If you search online for that phrase, a good chunk of the top links will credit Ms. Vreeland, after my original post and a very thorough post by a site called the Quote Investigator, which debunks the Vreeland attribution.

The wrongly attributed quote-and-image has been repinned thousands of times on Pinterest. On Facebook, the erroneous version has been shared by the actor Rose McGowan and the Museum at the Fashion Institute of Technology, among others. There even appears to be at least one tattoo, luckily without any attribution at all.

The most surreal part of having one’s own words misattributed is dealing with the indignant people who come to the original blog post to accuse me of erroneously claiming those words as my own. It’s easy to see it from their point of view. After all, what’s more likely: that a line about prettiness you find quotable was said by one of the world’s foremost fashion editors, or by a nerdy lexicographer? (And besides, Diana Vreeland’s face is right there!) Churchillian Drift is about reinforcing expressions with the comforting bulwark of a familiar authority.

In a way, I find it flattering that my words have been attributed to Ms. Vreeland, whom I have always admired. It’s possible that, without the mistaken attribution and Ms. Vreeland’s bold face, my baker’s dozen of words would not be quoted across the Internet. Despite the misquotation, plenty of women have tracked me down to let me know my words have made a difference in their lives, which has certainly made a difference in mine.

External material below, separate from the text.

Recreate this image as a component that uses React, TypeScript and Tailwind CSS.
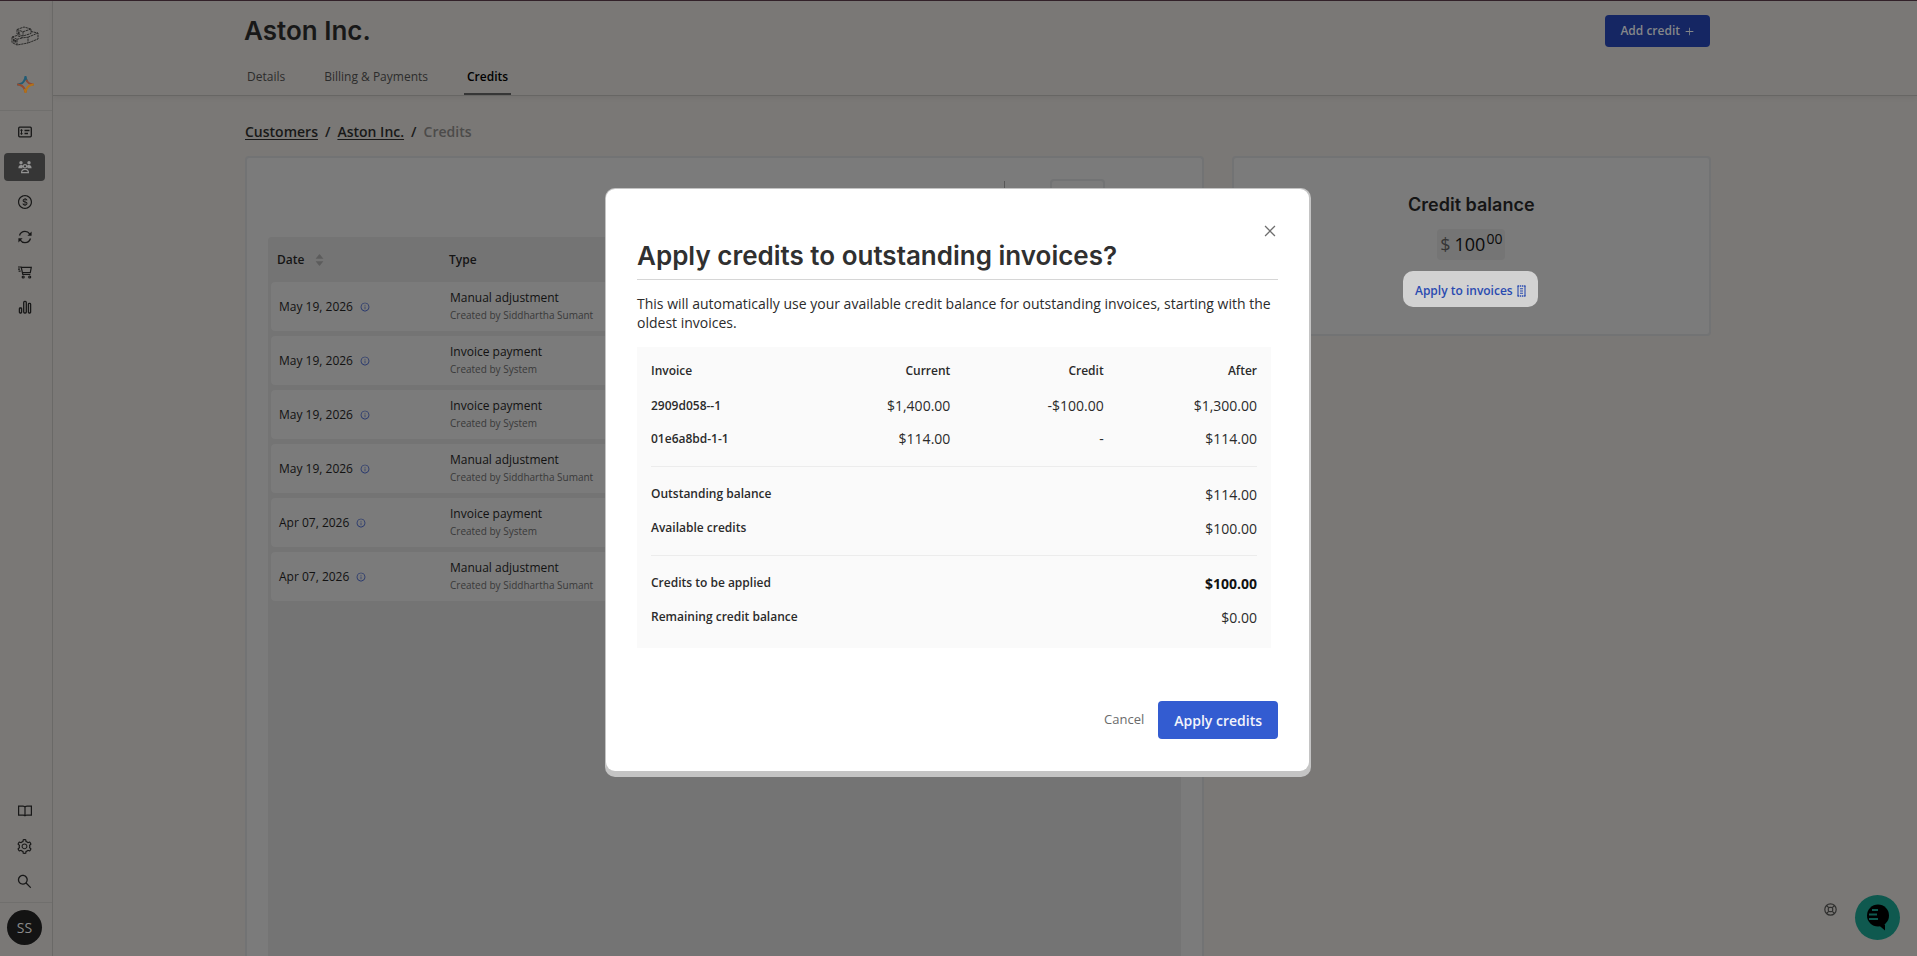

Ruth Finnegan in “Why Do We Quote? The Culture and History of Quotation,” includes a poetic description of quoting as “finding an echo, more beautifully or roundly expressed than we could ever manage ourselves, in the words of someone else.” And it seems that when we do find an apt expression, our resonance matters more than its provenance. We share a quotation because it reflects upon ourselves, and not because we necessarily want to amplify the voice of the original author.

Perhaps, to misquote another apothegm frequently misattributed to Ms. Angelou: “They may forget who said it — but they will never forget how it made them feel.”